Over the opening weekend of the 2019 MLB season, iconic sports radio personality Mike Francesa, years removed from Mike and the Mad Dog, tweeted about the New York Yankees after their one-win, two-loss series against the lowly Baltimore Orioles.
Can the #Yanks dig out of this whole?— Mike Francesa (@MikeFrancesa) April 1, 2019
Whole presumably being a typo, Keith Law of ESPN pointed out in a reply that there were “only” 159 more games to play.
Baseball is a sport, unlike the NFL, that does not require panic after three games, or 10 games, or even 20 games. The reverse is also true, like the hot start of the Seattle Mariners.
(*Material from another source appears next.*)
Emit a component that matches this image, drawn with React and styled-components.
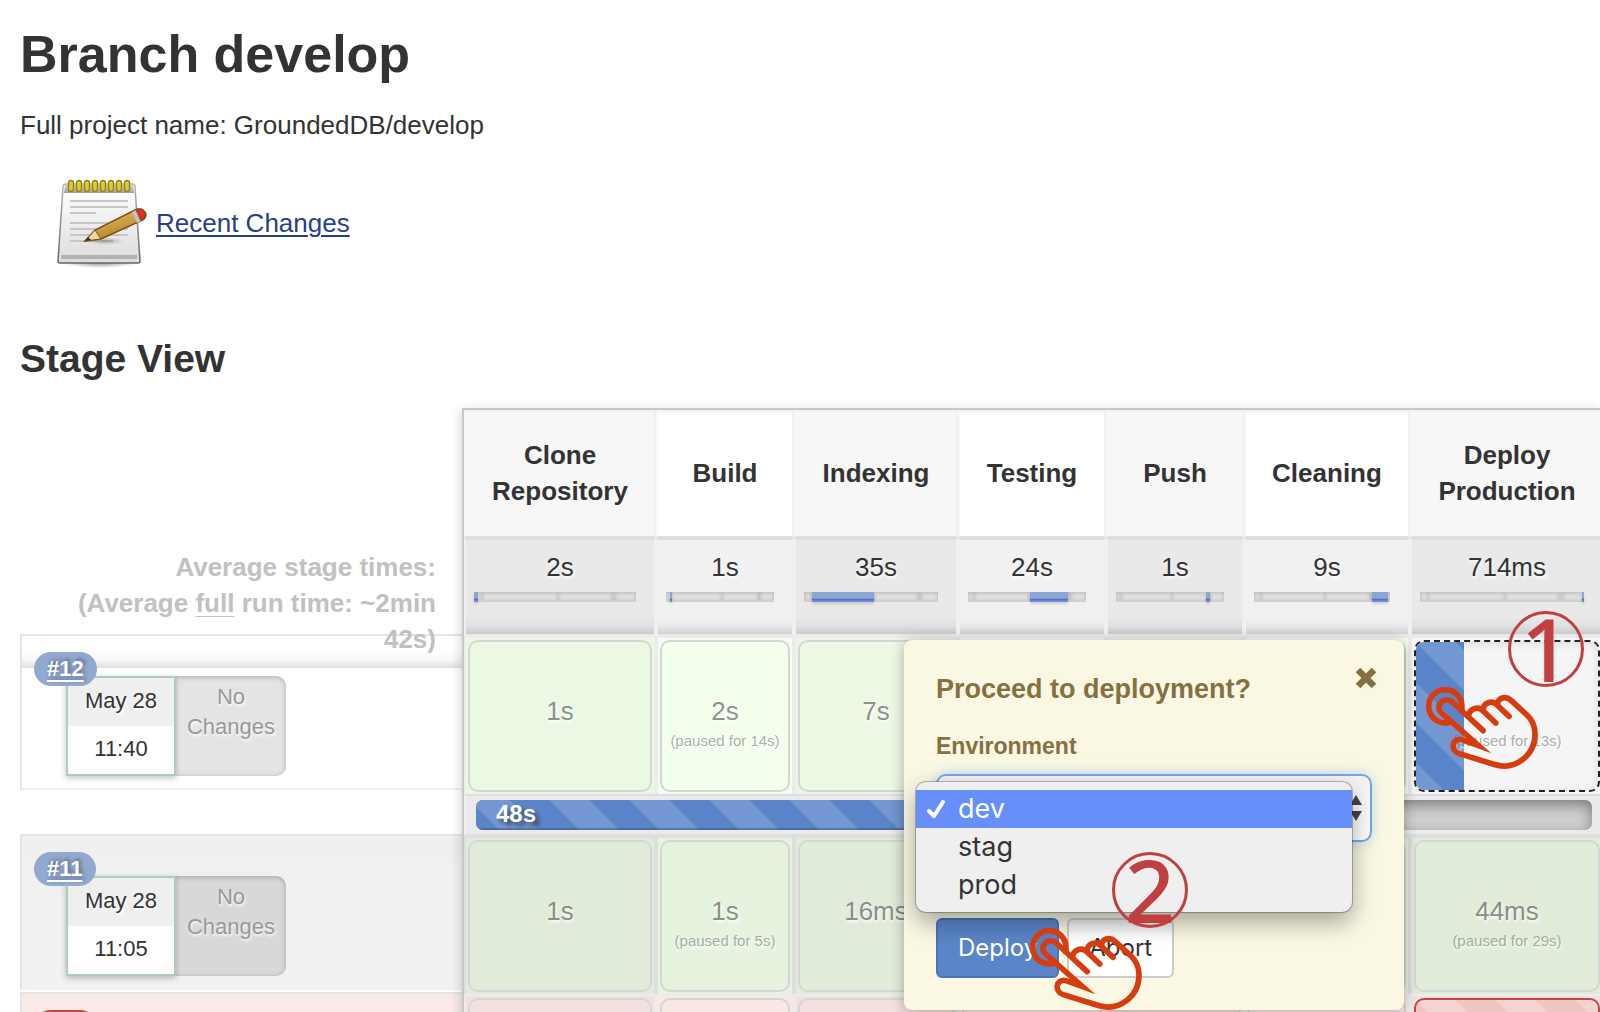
import React from "react";
import styled, { createGlobalStyle, css } from "styled-components";

const GlobalStyle = createGlobalStyle`
  *, *::before, *::after { box-sizing: border-box; }
  body {
    margin: 0;
    background: #fff;
    color: #333;
    font: 26px/36px "Liberation Sans", Arial, sans-serif;
  }
  button, select { font-family: inherit; }
`;

const Page = styled.main`
  height: 100vh;
  overflow: hidden;
  padding: 24px 0 0 20px;
`;

const Title = styled.h1`
  margin: 0 0 23px;
  font-size: 52px;
  line-height: 60px;
`;

const ProjectName = styled.p`
  margin: 0 0 32px;
`;

const ChangesRow = styled.div`
  display: flex;
  align-items: center;
  gap: 7px;
  padding-left: 33px;
  height: 96px;

  a {
    color: #27408b;
    text-underline-offset: 3px;
    text-decoration-thickness: 2px;
  }
`;

const Subtitle = styled.h2`
  margin: 64px 0 25px;
  font-size: 39px;
  line-height: 48px;
`;

const StageView = styled.section`
  display: flex;
  align-items: flex-start;
`;

/* ---------- builds column ---------- */

const Builds = styled.div`
  flex: none;
  width: 442px;
`;

const Averages = styled.div`
  height: 226px;
  padding: 141px 26px 0 20px;
  text-align: right;
  font-weight: bold;
  color: #c1c1c1;

  u {
    text-decoration-thickness: 1px;
    text-underline-offset: 4px;
  }
`;

const rowTones = {
  running: css`
    background: linear-gradient(#fff0 50%, #f6f6f6 78%, #dedede) 0 0 / 100% 32px no-repeat;
    border-bottom: 2px solid #f0f0f0;
    margin-bottom: 44px;
  `,
  done: css`
    background: linear-gradient(#efefef, #f1f1f1 40%);
    margin-bottom: 2px;
  `,
  failed: css`
    background: #faeae7;
  `,
};

const BuildRow = styled.article`
  height: 156px;
  padding: 16px 0 0 12px;
  border: 2px solid #e4e4e4;
  border-width: 2px 0 0 2px;
  ${(p) => rowTones[p.$tone]}
`;

const Badge = styled.a`
  position: relative;
  display: block;
  width: fit-content;
  height: 34px;
  padding: 0 13px;
  border-radius: 17px;
  background: ${(p) => (p.$failed ? "#c14848" : "#92a9d2")};
  color: #fff;
  font-size: 22px;
  line-height: 34px;
  font-weight: bold;
  text-underline-offset: 4px;
  text-decoration-thickness: 2px;
  text-shadow: 2px -2px 4px rgba(0, 0, 0, 0.4);
`;

const BuildCard = styled.div`
  display: flex;
  height: 100px;
  margin: -10px 0 0 32px;
  font-size: 22px;
  text-align: center;
  text-shadow: 1px 2px 3px #fff;
`;

const When = styled.time`
  display: grid;
  grid-template-rows: 1fr 1fr;
  width: 110px;
  border: 2px solid #aecdb9;
  background: #fff;
  box-shadow: 0 2px 6px rgba(0, 0, 0, 0.25);
  line-height: 46px;

  span:first-child {
    background: #efefef;
  }
`;

const NoChanges = styled.div`
  display: flex;
  justify-content: center;
  width: 110px;
  padding: 6px 14px;
  border-radius: 0 10px 10px 0;
  background: ${(p) => (p.$dark ? "#d8d8d8" : "#e4e4e4")};
  box-shadow: inset 0 1px 5px rgba(0, 0, 0, 0.25);
  color: #999;
  line-height: 30px;
`;

/* ---------- stage table ---------- */

const Panel = styled.div`
  position: relative;
  flex: 1;
  min-width: 0;
  border: 2px solid #c8c8c8;
  border-width: 2px 0 0 2px;
  box-shadow: -2px 2px 10px rgba(0, 0, 0, 0.15);
  background: #f0f0f0;
`;

const Clip = styled.div`
  overflow: hidden;
`;

const Table = styled.table`
  width: calc(100% + 4px);
  table-layout: fixed;
  border-collapse: separate;
  border-spacing: 0;
  text-align: center;
`;

const HeadCell = styled.th`
  height: 128px;
  padding: 0 20px 2px;
  border: 2px solid #f1f1f1;
  border-left-color: #f7f7f7;
  border-bottom-color: #dfdfdf;
  background: #fff;

  &:nth-child(odd) { background: #f7f7f7; }
`;

const TotalCell = styled.td`
  height: 98px;
  padding: 9px 18px 0 8px;
  vertical-align: top;
  border: 2px solid #f0f0f0;
  border-top-color: #dfdfdf;
  border-bottom-color: #eaeaea;
  background: linear-gradient(transparent 78px, rgba(0, 0, 0, 0.04) 86px, rgba(0, 0, 0, 0.13) 94px) padding-box #f1f1f1;
  text-shadow: 1px 2px 3px #fff;

  &:nth-child(odd) { background-color: #e9e9e9; }
`;

const TotalTime = styled.div`
  margin-right: -10px;
`;

const Track = styled.div`
  position: relative;
  display: grid;
  grid-template-columns: 5% 47% 33% 2% 13%;
  height: 10px;
  margin-top: 7px;
  background: #e2e2e2;
  border-bottom: 2px solid #d0d0d0;

  i { box-shadow: inset 0 1px 4px rgba(0, 0, 0, 0.2); }
`;

const Fill = styled.div`
  position: absolute;
  top: 0;
  height: 10px;
  background: linear-gradient(#8ba6d2 60%, #5670c8 75%, #7f98dc);
  box-shadow: 0 2px 3px rgba(0, 0, 0, 0.15);
`;

const cellTones = {
  ok: ["#ebf8e4", "#f3ffed"],
  okDark: ["#e0ecd9", "#e6f3df"],
  failed: ["#f2e1de", "#fae8e5"],
};

const StageCell = styled.td`
  height: 158px;
  padding: 2px;
  vertical-align: top;
  border: 2px solid ${(p) => (p.$tone === "okDark" ? "#dedede" : "#ececec")};
  border-bottom: 0;
  background: ${(p) => cellTones[p.$tone][1]};

  &:nth-child(odd) { background: ${(p) => cellTones[p.$tone][0]}; }
  ${(p) => p.$paused && "&&& { background: #f7f7f7; }"}
`;

const stripes = (alpha) => css`
  background-image: linear-gradient(
    45deg,
    rgba(255, 255, 255, ${alpha}) 25%,
    transparent 25%,
    transparent 50%,
    rgba(255, 255, 255, ${alpha}) 50%,
    rgba(255, 255, 255, ${alpha}) 75%,
    transparent 75%
  );
  background-size: 80px 80px;
`;

const boxKinds = {
  waiting: css`
    border: 2px dashed #222;
    background: #f5f5f5;
    box-shadow: inset 0 2px 8px rgba(0, 0, 0, 0.1);
  `,
  broken: css`
    border-color: #c14848;
    background-color: #eec5c1;
    ${stripes(0.25)}
  `,
};

const StageBox = styled.div`
  position: relative;
  height: 152px;
  padding-top: 51px;
  border: 2px solid #d5d5d5;
  border-radius: 10px;
  overflow: hidden;
  text-shadow: 1px 2px 3px #fff;
  color: rgba(51, 51, 51, 0.55);
  ${(p) => boxKinds[p.$kind]}

  small {
    display: block;
    position: relative;
    margin: 0 -10px;
    font-size: 15px;
    line-height: 24px;
    white-space: nowrap;
    color: rgba(51, 51, 51, 0.4);
  }
`;

const StageTime = styled.div`
  height: 36px;
`;

const WaitFill = styled.div`
  position: absolute;
  inset: 0 auto 0 0;
  width: 48px;
  background-color: #5a85c8;
  ${stripes(0.15)}
`;

const ProgressCell = styled.td`
  height: 42px;
  padding: 4px 10px;
  border: 2px solid #dedede;
  border-left-color: #f0f0f0;
  background: #ebebeb;
`;

const Progress = styled.div`
  height: 30px;
  border-radius: 7px;
  background: #cfcfcf;
  box-shadow: inset 0 5px 14px rgba(0, 0, 0, 0.4);
  overflow: hidden;
`;

const ProgressFill = styled.div`
  height: 30px;
  padding-left: 20px;
  background-color: #5a85c8;
  ${stripes(0.15)}
  background-position: -6px 0;
  box-shadow: inset 0 -2px 0 rgba(40, 70, 130, 0.4);
  color: #fff;
  font-size: 24px;
  line-height: 28px;
  font-weight: bold;
  text-align: left;
  text-shadow: 4px 4px 4px rgba(0, 0, 0, 0.5);
`;

/* ---------- deployment dialog ---------- */

const Popup = styled.div`
  position: absolute;
  top: 230px;
  right: 196px;
  width: 500px;
  height: 370px;
  padding: 31px 32px;
  border-radius: 8px;
  background: #faf8e3;
  box-shadow: 0 2px 14px rgba(0, 0, 0, 0.3);
  color: #86703f;
`;

const PopupHead = styled.div`
  display: flex;
  justify-content: space-between;
  align-items: flex-start;
  margin-bottom: 21px;
`;

const PopupTitle = styled.h3`
  margin: 0;
  font-size: 27px;
  line-height: 36px;
`;

const Close = styled.button`
  display: flex;
  margin: -5px -6px 0 0;
  padding: 0;
  border: 0;
  background: none;
  color: inherit;
`;

const Field = styled.label`
  display: block;
  margin-bottom: 10px;
  font-size: 23px;
  font-weight: bold;
`;

const SelectWrap = styled.div`
  position: relative;
  margin-bottom: 76px;

  > svg {
    position: absolute;
    right: 9px;
    top: 20px;
    pointer-events: none;
  }
`;

const Select = styled.select`
  display: block;
  width: 100%;
  height: 68px;
  padding: 0 22px;
  appearance: none;
  border: 2px solid #78a5e6;
  border-radius: 10px;
  outline: 0;
  background: linear-gradient(#f2f2f2, #fff);
  box-shadow: 0 0 14px rgba(102, 160, 233, 0.4);
  color: #333;
  font-size: 26px;
`;

const Menu = styled.ul`
  position: absolute;
  top: 8px;
  left: -20px;
  right: 20px;
  margin: 0;
  padding: 8px 0;
  list-style: none;
  border-radius: 10px;
  background: #efefef;
  box-shadow: 0 0 0 1px rgba(0, 0, 0, 0.25), 0 10px 24px rgba(0, 0, 0, 0.35);
  color: #333;
  font: 27px/38px Inter, sans-serif;
`;

const Option = styled.li`
  display: flex;
  align-items: center;
  height: 38px;
  padding-left: 10px;
  ${(p) => p.$active && "background: #678ffb; color: #fff;"}

  span {
    display: flex;
    width: 32px;
  }
`;

const Actions = styled.div`
  display: flex;
  gap: 8px;
`;

const Button = styled.button`
  height: 60px;
  padding: 0 20px;
  border: 2px solid ${(p) => (p.$primary ? "#4a74b8" : "#ccc")};
  border-radius: 6px;
  background: ${(p) => (p.$primary ? "#5a85c8" : "linear-gradient(#eee, #fff 30%)")};
  color: ${(p) => (p.$primary ? "#fff" : "#333")};
  font: 24px/36px Inter, sans-serif;
`;

/* ---------- step markers ---------- */

const Step = styled.span`
  position: absolute;
  top: ${(p) => p.$top}px;
  ${(p) => p.$side};
  width: 76px;
  height: 76px;
  border: 3px solid #c04042;
  border-radius: 50%;
  color: #c04042;
  font: 500 88px/68px "Noto Sans", sans-serif;
  text-align: center;
`;

const HandSvg = styled.svg`
  position: absolute;
  top: ${(p) => p.$top}px;
  ${(p) => p.$side};
`;

function Hand({ top, side }) {
  return (
    <HandSvg $top={top} $side={side} width="112" height="83" viewBox="0 0 337 249" fill="none"
      stroke="#d63c0e" strokeWidth="17" strokeLinecap="round">
      <path strokeLinecap="butt" d="M74 105 A50 50 0 1 1 108 60 V78" />
      <path strokeMiterlimit="10" d="M172 131 L78 44 C58 26 26 52 44 75 L158 176 L108 158 C78 150 72 192 100 200 L206 233 C270 252 328 204 328 142 C328 116 318 96 302 82 L256 40 C238 24 212 34 216 54" />
      <path d="M128 88 C130 64 156 56 172 72 L210 108" />
      <path d="M172 70 C172 46 198 38 214 54 L250 88" />
    </HandSvg>
  );
}

function NotepadIcon() {
  return (
    <svg width="96" height="96" viewBox="0 0 96 96" aria-hidden="true">
      <defs>
        <linearGradient id="paper" x1="0" y1="0" x2="0" y2="1">
          <stop offset="0" stopColor="#fff" />
          <stop offset="1" stopColor="#dcdcdc" />
        </linearGradient>
        <linearGradient id="edge" x1="0" y1="0" x2="0" y2="1">
          <stop offset="0" stopColor="#b4b4b0" />
          <stop offset="1" stopColor="#666" />
        </linearGradient>
        <linearGradient id="band" x1="0" y1="0" x2="0" y2="1">
          <stop offset="0" stopColor="#d2d3cd" />
          <stop offset="1" stopColor="#a0a298" />
        </linearGradient>
        <radialGradient id="shade">
          <stop offset="0" stopColor="#000" stopOpacity=".4" />
          <stop offset="1" stopColor="#000" stopOpacity="0" />
        </radialGradient>
        <linearGradient id="wood" x1="0" y1="0" x2="0.5" y2="1">
          <stop offset="0" stopColor="#eccb7c" />
          <stop offset="1" stopColor="#b07f20" />
        </linearGradient>
      </defs>
      <ellipse cx="47" cy="88" rx="38" ry="5" fill="url(#shade)" />
      <path d="M13 9 H79 Q82 9 82 12 L87 86 Q87 88 85 88 H7 Q5 88 5 86 L10 12 Q10 9 13 9Z"
        fill="url(#paper)" stroke="url(#edge)" strokeWidth="1.5" />
      <path d="M12 10 H80 L81 18 H11Z" fill="url(#band)" />
      <path d="M8 82 H84" stroke="#b2b2b2" strokeWidth="4" />
      <path d="M17 26H75M17 32H75M17 38H43M17 48H75M17 54H75M17 60H75M17 66H60" stroke="#c6c6c6" strokeWidth="2" />
      {[0, 1, 2, 3, 4, 5, 6, 7].map((i) => (
        <rect key={i} x={15.5 + i * 8} y="5.5" width="5" height="11" rx="2.5" fill="#e0cc32" stroke="#91841d" strokeWidth="1.4" />
      ))}
      <ellipse cx="52" cy="66" rx="20" ry="4" fill="url(#shade)" opacity=".6" />
      <path d="M32 66 L42 55 L84 34 Q91 33 93 39 Q93 43 90 45 L48 64Z" fill="url(#wood)" stroke="#785016" strokeWidth="1.4" />
      <path d="M32 66 L42 55 L48 64Z" fill="#ead9a0" stroke="#785016" />
      <path d="M32 66 L35 62 L38 65Z" fill="#333" />
      <path d="M79 37 L83 35 L88 46 L84 48Z" fill="#c5bfc2" />
      <path d="M83 35 Q90 32 92 38 Q93 42 88 46Z" fill="#e32a2a" stroke="#8e3f1c" strokeWidth=".8" />
    </svg>
  );
}

const stages = [
  { name: "Clone Repository", width: 192, avg: "2s", start: 0, span: 2.5 },
  { name: "Build", width: 138, avg: "1s", start: 3.7, span: 1.9 },
  { name: "Indexing", width: 164, avg: "35s", start: 6, span: 46 },
  { name: "Testing", width: 148, avg: "24s", start: 52.5, span: 32 },
  { name: "Push", width: 138, avg: "1s", start: 83.3, span: 3.5 },
  { name: "Cleaning", width: 166, avg: "9s", start: 86.7, span: 11.8 },
  { name: "Deploy Production", width: 194, avg: "714ms", start: 98.7, span: 1.3 },
];

const run12 = [
  { time: "1s" },
  { time: "2s", paused: "(paused for 14s)" },
  { time: "7s" },
  {},
  {},
  {},
  { paused: "(paused for 13s)", kind: "waiting" },
];

const run11 = [
  { time: "1s" },
  { time: "1s", paused: "(paused for 5s)" },
  { time: "16ms" },
  {},
  {},
  {},
  { time: "44ms", paused: "(paused for 29s)" },
];

const run10 = [{}, {}, {}, {}, {}, {}, { kind: "broken" }];

function Run({ cells, tone }) {
  return (
    <tr>
      {cells.map((c, i) => (
        <StageCell key={i} $tone={tone} $paused={c.kind === "waiting"}>
          <StageBox $kind={c.kind}>
            {c.kind === "waiting" && <WaitFill />}
            <StageTime>{c.time}</StageTime>
            {c.paused && <small>{c.paused}</small>}
          </StageBox>
        </StageCell>
      ))}
    </tr>
  );
}

function Build({ number, time, tone }) {
  return (
    <BuildRow $tone={tone}>
      <Badge href={"#build-" + number}>#{number}</Badge>
      <BuildCard>
        <When>
          <span>May 28</span>
          <span>{time}</span>
        </When>
        <NoChanges $dark={tone === "done"}>No Changes</NoChanges>
      </BuildCard>
    </BuildRow>
  );
}

function DeployPopup() {
  return (
    <Popup role="dialog" aria-labelledby="deploy-title">
      <PopupHead>
        <PopupTitle id="deploy-title">Proceed to deployment?</PopupTitle>
        <Close type="button" aria-label="Close">
          <svg width="24" height="24" viewBox="0 0 24 24" stroke="currentColor" strokeWidth="6.5">
            <path d="M4 4 L20 20 M20 4 L4 20" />
          </svg>
        </Close>
      </PopupHead>
      <Field htmlFor="environment">Environment</Field>
      <SelectWrap>
        <Select id="environment" defaultValue="dev">
          <option>dev</option>
          <option>stag</option>
          <option>prod</option>
        </Select>
        <svg width="14" height="28" viewBox="0 0 14 28" fill="#444">
          <path d="M7 1 L13 11 H1Z M7 27 L1 17 H13Z" />
        </svg>
        <Menu role="listbox" aria-label="Environment">
          <Option $active role="option" aria-selected="true">
            <span>
              <svg width="20" height="22" viewBox="0 0 20 22" fill="none" stroke="#fff" strokeWidth="4" strokeLinecap="round" strokeLinejoin="round">
                <path d="M3 13 L8 18 L17 4" />
              </svg>
            </span>
            dev
          </Option>
          <Option role="option" aria-selected="false"><span />stag</Option>
          <Option role="option" aria-selected="false"><span />prod</Option>
        </Menu>
      </SelectWrap>
      <Actions>
        <Button type="button" $primary>Deploy</Button>
        <Button type="button">Abort</Button>
      </Actions>
      <Step $top={212} $side="left: 208px">2</Step>
      <Hand top={288} side="left: 126px" />
    </Popup>
  );
}

export default function App() {
  return (
    <>
      <GlobalStyle />
      <Page>
        <Title>Branch develop</Title>
        <ProjectName>Full project name: GroundedDB/develop</ProjectName>
        <ChangesRow>
          <NotepadIcon />
          <a href="#changes">Recent Changes</a>
        </ChangesRow>
        <Subtitle>Stage View</Subtitle>
        <StageView>
          <Builds>
            <Averages>
              Average stage times:
              <br />
              (Average <u>full</u> run time: ~2min 42s)
            </Averages>
            <Build number="12" time="11:40" tone="running" />
            <Build number="11" time="11:05" tone="done" />
            <BuildRow $tone="failed">
              <Badge $failed href="#build-10">#10</Badge>
            </BuildRow>
          </Builds>
          <Panel>
            <Clip>
              <Table>
                <colgroup>
                  {stages.map((s) => (
                    <col key={s.name} style={{ width: s.width }} />
                  ))}
                </colgroup>
                <thead>
                  <tr>
                    {stages.map((s) => (
                      <HeadCell key={s.name} scope="col">{s.name}</HeadCell>
                    ))}
                  </tr>
                </thead>
                <tbody>
                  <tr>
                    {stages.map((s) => (
                      <TotalCell key={s.name}>
                        <TotalTime>{s.avg}</TotalTime>
                        <Track>
                          <i /><i /><i /><i /><i />
                          <Fill style={{ left: s.start + "%", width: s.span + "%" }} />
                        </Track>
                      </TotalCell>
                    ))}
                  </tr>
                  <Run cells={run12} tone="ok" />
                  <tr>
                    <ProgressCell colSpan={7}>
                      <Progress>
                        <ProgressFill style={{ width: "62%" }}>48s</ProgressFill>
                      </Progress>
                    </ProgressCell>
                  </tr>
                  <Run cells={run11} tone="okDark" />
                  <Run cells={run10} tone="failed" />
                </tbody>
              </Table>
            </Clip>
            <DeployPopup />
            <Step $top={201} $side="right: 16px">1</Step>
            <Hand top={277} side="right: 62px" />
          </Panel>
        </StageView>
      </Page>
    </>
  );
}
The term “small sample size” (SSS) is acutely appropriate for baseball, as it also is for its fantasy counterpart.
If you’re new to fantasy baseball and you are playing in a season-long league, as opposed to daily, take some advice and be patient. But be prepared to take advantage of the owner in you’re league who bails on a player off to a slow start way too early.
Take, for instance, players who entered competition on Thursday without a home run: Freddie Freeman, Mike Trout, Aaron Judge. They will hit home runs this season—a lot of them. But will Tim Beckham and Kolton Wong remain among the elite power hitters? Probably not.
In Seattle, the fanbase likes Marco Gonzales, and he is a perfectly serviceable middle-of-the-rotation fantasy pitcher. But the fact that he leads all of baseball in wins after three starts doesn’t make him a trade target in your mixed league. Nor should you give up on Gerit Cole or Max Scherzer because they are both 0-2.
Trout, Judge, Freeman, Cole, and Scherzer are extreme examples, not likely to be found on your waiver wire this weekend. But some really good mid-tier players might be.
Just this week I noticed Miguel Cabrera was dropped in my 20-plus-year-old league. Assuming that the owner drafted Miggy not for the power he no longer possesses but for the anchor of a high batting average (one that the proud former MVP has only let dip below .299 once in the last dozen years), then that owner is silly to give up on a .120 start in just 29 PA.
Conversely, jumping all over a lifetime .255/.308/.432 twenty-nine-year-old Tim Beckham because he’s hit .379/.471/.793 with 3 HR (of the 51 in his career) after 34 PA makes little sense either. But, check the most added players on your league’s website and there’s Timmy at the top.
To be fair, if a player—hitter or pitcher—has changed something that he did in the past, the new results could be legit. Go check the advanced Statcast-based numbers. Has a launch angle changed? Has exit velocity increased? Has a pitcher added a pitch or is he throwing one pitch more often? Any substantial change in spin rate? Minus a change of approach and execution, you can probably chalk up outlier numbers to just being a product of a small sample size.
The moral of the story? Jump on players your fellow owners give up on too soon. Be patient with your own players who may be “disappointing” after a week or so. And take the time to dig deeper on those interesting, surprising outliers.
Changes in approach can make changes in results. But, usually it’s just too early to know for sure.